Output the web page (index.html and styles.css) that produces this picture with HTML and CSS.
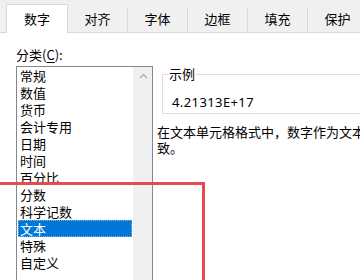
FILE: index.html
```html
<!DOCTYPE html>
<html lang="zh-CN">
<head>
    <meta charset="UTF-8">
    <title>设置单元格格式</title>
    <link rel="stylesheet" href="styles.css">
</head>
<body>
    <div class="tabs">
        <div class="tab active">数字</div>
        <div class="tab">对齐</div>
        <div class="tab">字体</div>
        <div class="tab">边框</div>
        <div class="tab">填充</div>
        <div class="tab">保护</div>
    </div>

    <div class="panel">
        <div class="label">分类(<u>C</u>):</div>
        <div class="row">
            <div class="list-box">
                <ul class="list">
                    <li>常规</li>
                    <li>数值</li>
                    <li>货币</li>
                    <li>会计专用</li>
                    <li>日期</li>
                    <li>时间</li>
                    <li>百分比</li>
                    <li>分数</li>
                    <li>科学记数</li>
                    <li class="selected">文本</li>
                    <li>特殊</li>
                    <li>自定义</li>
                </ul>
                <div class="scrollbar">
                    <svg class="arrow" width="9" height="6" viewBox="0 0 9 6">
                        <path d="M1 5 L4.5 1.5 L8 5" fill="none" stroke="#a6a6a6" stroke-width="1.2"/>
                    </svg>
                </div>
            </div>

            <div class="side">
                <fieldset class="sample">
                    <legend>示例</legend>
                    <div class="sample-value">4.21313E+17</div>
                </fieldset>
                <p class="desc">在文本单元格格式中，数字作为文本处理。单元格显示的内容与输入的内容完全一致。</p>
            </div>
        </div>
    </div>

    <div class="mark"></div>
</body>
</html>
```

FILE: styles.css
```css
html, body {
    margin: 0;
    width: 360px;
    height: 280px;
    overflow: hidden;
}
body {
    position: relative;
    background: #fff;
    color: #000;
    font-family: "Noto Sans CJK SC", "Noto Sans", sans-serif;
    font-size: 13px;
}
.tabs {
    display: flex;
    align-items: flex-end;
    height: 32px;
    padding-left: 6px;
    background: #f0f0f0;
    border-bottom: 1px solid #d9d9d9;
}
.tab {
    flex: none;
    width: 60px;
    height: 25px;
    line-height: 24px;
    text-align: center;
    border-right: 1px solid #d9d9d9;
    box-sizing: border-box;
}
.tab.active {
    width: 62px;
    height: 29px;
    line-height: 28px;
    margin-bottom: -1px;
    background: #fff;
    border: 1px solid #d9d9d9;
    border-bottom: none;
}
.panel {
    padding: 14px 0 0 16px;
}
.label {
    line-height: 16px;
    height: 16px;
    margin-bottom: 3px;
}
.label u {
    text-decoration-thickness: 1px;
    text-underline-offset: 2px;
}
.row {
    display: flex;
    gap: 4px;
}
.list-box {
    flex: none;
    display: flex;
    width: 137px;
    height: 240px;
    box-sizing: border-box;
    border: 1px solid #828790;
}
.list {
    flex: 1;
    list-style: none;
    margin: 0;
    padding: 0 1px;
}
.list li {
    height: 17px;
    line-height: 17px;
    padding-left: 2px;
    white-space: nowrap;
}
.list li.selected {
    background: #0078d7;
    color: #fff;
    outline: 1px dotted #7fb4e6;
    outline-offset: -1px;
}
.scrollbar {
    flex: none;
    width: 18px;
    background: #f0f0f0;
    border-left: 1px solid #f0f0f0;
    display: flex;
    justify-content: center;
}
.arrow {
    margin-top: 6px;
}
.side {
    flex: none;
    width: 472px;
}
.sample {
    margin: 0 0 0 5px;
    padding: 0 0 5px 9px;
    height: 48px;
    box-sizing: border-box;
    border: 1px solid #dcdcdc;
}
.sample legend {
    padding: 0 1px;
    margin-left: -4px;
    line-height: 16px;
}
.sample-value {
    margin-top: 12px;
    font-family: "Noto Sans", sans-serif;
    font-size: 13px;
    letter-spacing: 0.4px;
    line-height: 16px;
}
.desc {
    margin: 10px 0 0;
    line-height: 16px;
}
.mark {
    position: absolute;
    left: -10px;
    top: 182px;
    width: 215px;
    height: 200px;
    box-sizing: border-box;
    border: 3px solid #e84a4f;
}
```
--*--
Your task ▸ Each line holding "index" must be found and copied.

Response to this task ▸
Output the web page (index.html and styles.css) that produces this picture with HTML and CSS.
FILE: index.html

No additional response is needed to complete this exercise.